Records shown:
::::
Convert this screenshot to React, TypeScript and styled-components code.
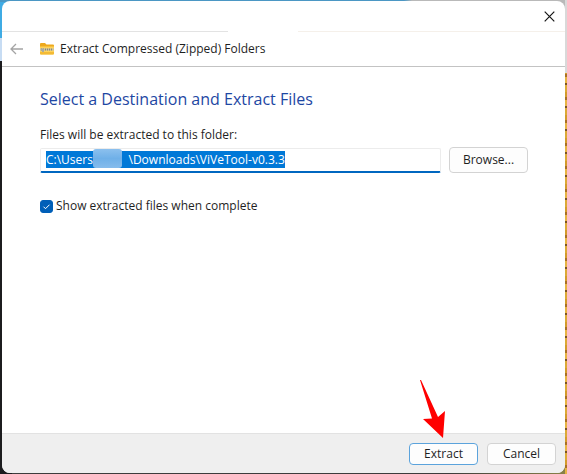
::::
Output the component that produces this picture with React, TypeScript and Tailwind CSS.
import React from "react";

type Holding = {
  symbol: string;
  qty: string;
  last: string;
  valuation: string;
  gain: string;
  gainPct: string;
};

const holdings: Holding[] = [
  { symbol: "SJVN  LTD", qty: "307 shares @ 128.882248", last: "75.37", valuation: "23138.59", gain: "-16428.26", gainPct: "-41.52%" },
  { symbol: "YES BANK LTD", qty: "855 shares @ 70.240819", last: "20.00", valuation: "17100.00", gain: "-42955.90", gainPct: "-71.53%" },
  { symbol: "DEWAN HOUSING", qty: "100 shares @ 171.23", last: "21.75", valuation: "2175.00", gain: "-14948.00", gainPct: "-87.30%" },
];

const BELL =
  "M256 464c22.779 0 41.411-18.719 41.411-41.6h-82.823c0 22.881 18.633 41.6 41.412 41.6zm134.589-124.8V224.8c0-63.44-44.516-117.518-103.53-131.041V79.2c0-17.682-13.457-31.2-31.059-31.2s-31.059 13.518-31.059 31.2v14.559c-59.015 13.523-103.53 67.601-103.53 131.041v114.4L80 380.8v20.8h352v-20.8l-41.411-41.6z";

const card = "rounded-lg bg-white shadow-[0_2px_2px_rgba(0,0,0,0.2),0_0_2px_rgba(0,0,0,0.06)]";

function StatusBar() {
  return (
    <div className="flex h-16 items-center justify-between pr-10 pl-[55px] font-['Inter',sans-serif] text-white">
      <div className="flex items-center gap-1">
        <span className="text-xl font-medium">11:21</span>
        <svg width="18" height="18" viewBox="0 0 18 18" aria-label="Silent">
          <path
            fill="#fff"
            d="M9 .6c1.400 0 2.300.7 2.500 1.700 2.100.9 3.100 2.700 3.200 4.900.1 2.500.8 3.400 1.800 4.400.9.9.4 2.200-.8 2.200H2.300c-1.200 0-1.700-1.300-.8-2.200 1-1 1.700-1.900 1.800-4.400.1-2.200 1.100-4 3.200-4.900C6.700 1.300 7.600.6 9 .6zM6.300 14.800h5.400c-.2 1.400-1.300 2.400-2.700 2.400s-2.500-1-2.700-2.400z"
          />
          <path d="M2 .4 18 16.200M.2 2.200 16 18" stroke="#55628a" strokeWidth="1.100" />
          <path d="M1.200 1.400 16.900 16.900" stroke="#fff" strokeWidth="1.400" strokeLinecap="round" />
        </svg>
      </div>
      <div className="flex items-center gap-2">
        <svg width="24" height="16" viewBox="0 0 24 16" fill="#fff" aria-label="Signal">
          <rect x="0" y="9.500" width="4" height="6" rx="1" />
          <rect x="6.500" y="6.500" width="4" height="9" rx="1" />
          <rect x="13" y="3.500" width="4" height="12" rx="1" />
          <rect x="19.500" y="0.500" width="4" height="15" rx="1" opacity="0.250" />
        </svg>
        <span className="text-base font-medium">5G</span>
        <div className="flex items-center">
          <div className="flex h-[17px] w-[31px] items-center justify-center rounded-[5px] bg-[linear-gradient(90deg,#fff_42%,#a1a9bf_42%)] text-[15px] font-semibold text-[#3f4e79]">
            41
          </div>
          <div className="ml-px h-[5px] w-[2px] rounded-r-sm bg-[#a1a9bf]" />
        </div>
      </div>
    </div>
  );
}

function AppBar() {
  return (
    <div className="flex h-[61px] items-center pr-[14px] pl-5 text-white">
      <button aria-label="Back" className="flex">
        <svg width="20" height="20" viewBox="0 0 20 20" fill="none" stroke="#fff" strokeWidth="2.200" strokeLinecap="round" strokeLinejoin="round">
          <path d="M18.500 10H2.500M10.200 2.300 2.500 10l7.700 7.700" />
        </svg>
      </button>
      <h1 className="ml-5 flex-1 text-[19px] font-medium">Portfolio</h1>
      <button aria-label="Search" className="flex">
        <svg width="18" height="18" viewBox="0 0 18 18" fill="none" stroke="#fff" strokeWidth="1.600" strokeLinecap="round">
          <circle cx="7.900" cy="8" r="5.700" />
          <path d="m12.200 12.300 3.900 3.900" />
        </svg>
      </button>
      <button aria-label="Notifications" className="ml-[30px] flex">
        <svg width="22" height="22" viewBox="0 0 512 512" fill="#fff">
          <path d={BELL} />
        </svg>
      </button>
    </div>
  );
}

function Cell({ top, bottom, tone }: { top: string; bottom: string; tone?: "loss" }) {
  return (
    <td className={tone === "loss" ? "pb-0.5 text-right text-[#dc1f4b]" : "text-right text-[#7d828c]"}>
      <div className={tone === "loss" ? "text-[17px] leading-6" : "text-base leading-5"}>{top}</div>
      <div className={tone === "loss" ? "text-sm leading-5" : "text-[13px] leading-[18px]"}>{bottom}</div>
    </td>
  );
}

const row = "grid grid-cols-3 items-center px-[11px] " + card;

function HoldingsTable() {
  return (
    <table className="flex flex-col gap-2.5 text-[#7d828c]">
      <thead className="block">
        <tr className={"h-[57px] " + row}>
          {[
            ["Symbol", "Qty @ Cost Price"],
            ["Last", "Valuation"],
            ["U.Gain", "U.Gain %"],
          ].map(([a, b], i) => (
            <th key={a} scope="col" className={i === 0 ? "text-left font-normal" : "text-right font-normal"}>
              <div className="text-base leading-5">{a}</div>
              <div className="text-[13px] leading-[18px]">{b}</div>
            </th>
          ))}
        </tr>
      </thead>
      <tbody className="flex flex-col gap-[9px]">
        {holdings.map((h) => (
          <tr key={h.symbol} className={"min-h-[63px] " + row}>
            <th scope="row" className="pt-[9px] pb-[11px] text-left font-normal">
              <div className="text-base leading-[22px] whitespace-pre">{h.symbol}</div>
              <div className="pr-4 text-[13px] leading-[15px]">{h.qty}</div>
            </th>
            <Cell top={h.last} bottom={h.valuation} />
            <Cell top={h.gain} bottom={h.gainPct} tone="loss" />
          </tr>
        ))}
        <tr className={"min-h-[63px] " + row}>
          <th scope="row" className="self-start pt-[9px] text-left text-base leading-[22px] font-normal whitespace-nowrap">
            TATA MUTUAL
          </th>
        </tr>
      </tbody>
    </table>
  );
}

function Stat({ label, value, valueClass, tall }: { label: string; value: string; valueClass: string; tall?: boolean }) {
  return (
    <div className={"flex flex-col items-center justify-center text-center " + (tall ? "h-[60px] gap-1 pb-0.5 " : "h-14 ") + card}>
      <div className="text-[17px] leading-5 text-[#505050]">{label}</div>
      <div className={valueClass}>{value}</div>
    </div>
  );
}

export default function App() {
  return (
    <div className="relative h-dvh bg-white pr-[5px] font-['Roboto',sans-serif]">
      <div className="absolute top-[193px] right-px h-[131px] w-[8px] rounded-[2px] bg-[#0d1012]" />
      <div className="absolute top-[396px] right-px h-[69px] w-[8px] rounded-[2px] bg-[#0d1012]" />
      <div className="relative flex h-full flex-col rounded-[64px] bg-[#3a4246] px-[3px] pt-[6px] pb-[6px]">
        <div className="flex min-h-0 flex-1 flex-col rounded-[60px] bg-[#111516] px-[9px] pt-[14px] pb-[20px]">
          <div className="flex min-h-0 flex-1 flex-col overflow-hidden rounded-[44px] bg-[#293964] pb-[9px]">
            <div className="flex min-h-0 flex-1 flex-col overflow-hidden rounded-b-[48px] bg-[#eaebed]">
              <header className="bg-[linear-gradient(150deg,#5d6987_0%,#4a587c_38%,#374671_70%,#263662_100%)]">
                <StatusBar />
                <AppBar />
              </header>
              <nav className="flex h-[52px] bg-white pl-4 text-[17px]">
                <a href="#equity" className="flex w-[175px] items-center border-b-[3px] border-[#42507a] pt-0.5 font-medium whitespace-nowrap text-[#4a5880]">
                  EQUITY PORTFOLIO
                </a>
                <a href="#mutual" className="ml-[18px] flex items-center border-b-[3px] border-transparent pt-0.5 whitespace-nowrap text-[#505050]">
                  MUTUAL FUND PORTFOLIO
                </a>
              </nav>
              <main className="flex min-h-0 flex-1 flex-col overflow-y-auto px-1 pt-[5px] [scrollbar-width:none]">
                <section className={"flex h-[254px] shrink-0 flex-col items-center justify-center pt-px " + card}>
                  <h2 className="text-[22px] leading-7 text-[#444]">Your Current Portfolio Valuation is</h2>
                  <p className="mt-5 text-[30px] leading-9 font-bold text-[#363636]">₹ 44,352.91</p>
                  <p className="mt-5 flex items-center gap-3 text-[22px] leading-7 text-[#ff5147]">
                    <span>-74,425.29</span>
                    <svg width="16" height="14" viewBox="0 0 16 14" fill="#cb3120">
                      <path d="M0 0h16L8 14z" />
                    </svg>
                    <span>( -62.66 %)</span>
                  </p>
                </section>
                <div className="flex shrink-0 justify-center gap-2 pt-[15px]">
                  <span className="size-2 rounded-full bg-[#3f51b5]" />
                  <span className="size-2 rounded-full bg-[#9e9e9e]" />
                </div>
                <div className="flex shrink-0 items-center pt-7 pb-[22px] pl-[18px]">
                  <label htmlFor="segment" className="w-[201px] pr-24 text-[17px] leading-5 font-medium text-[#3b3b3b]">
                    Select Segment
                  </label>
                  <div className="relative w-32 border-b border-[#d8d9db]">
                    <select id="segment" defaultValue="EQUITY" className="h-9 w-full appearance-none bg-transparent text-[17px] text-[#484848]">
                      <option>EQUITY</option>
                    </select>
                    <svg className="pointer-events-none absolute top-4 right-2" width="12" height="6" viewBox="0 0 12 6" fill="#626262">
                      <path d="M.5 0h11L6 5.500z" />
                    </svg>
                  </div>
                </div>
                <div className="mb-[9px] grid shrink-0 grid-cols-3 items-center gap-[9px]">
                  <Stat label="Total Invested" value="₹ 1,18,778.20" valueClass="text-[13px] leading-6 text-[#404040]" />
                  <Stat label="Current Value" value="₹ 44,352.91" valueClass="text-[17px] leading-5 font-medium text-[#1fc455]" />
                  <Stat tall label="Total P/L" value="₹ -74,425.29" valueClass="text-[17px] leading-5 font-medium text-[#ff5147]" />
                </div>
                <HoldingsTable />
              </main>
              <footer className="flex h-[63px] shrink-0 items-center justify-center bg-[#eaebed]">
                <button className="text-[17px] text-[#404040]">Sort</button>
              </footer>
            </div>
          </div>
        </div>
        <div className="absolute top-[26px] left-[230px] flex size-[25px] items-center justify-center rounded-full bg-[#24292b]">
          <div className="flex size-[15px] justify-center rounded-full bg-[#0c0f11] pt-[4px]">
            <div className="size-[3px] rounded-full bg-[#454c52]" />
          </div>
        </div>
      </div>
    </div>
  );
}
::::
Work out how many lines in the records above hold the string "TypeScript", then give only that count.

2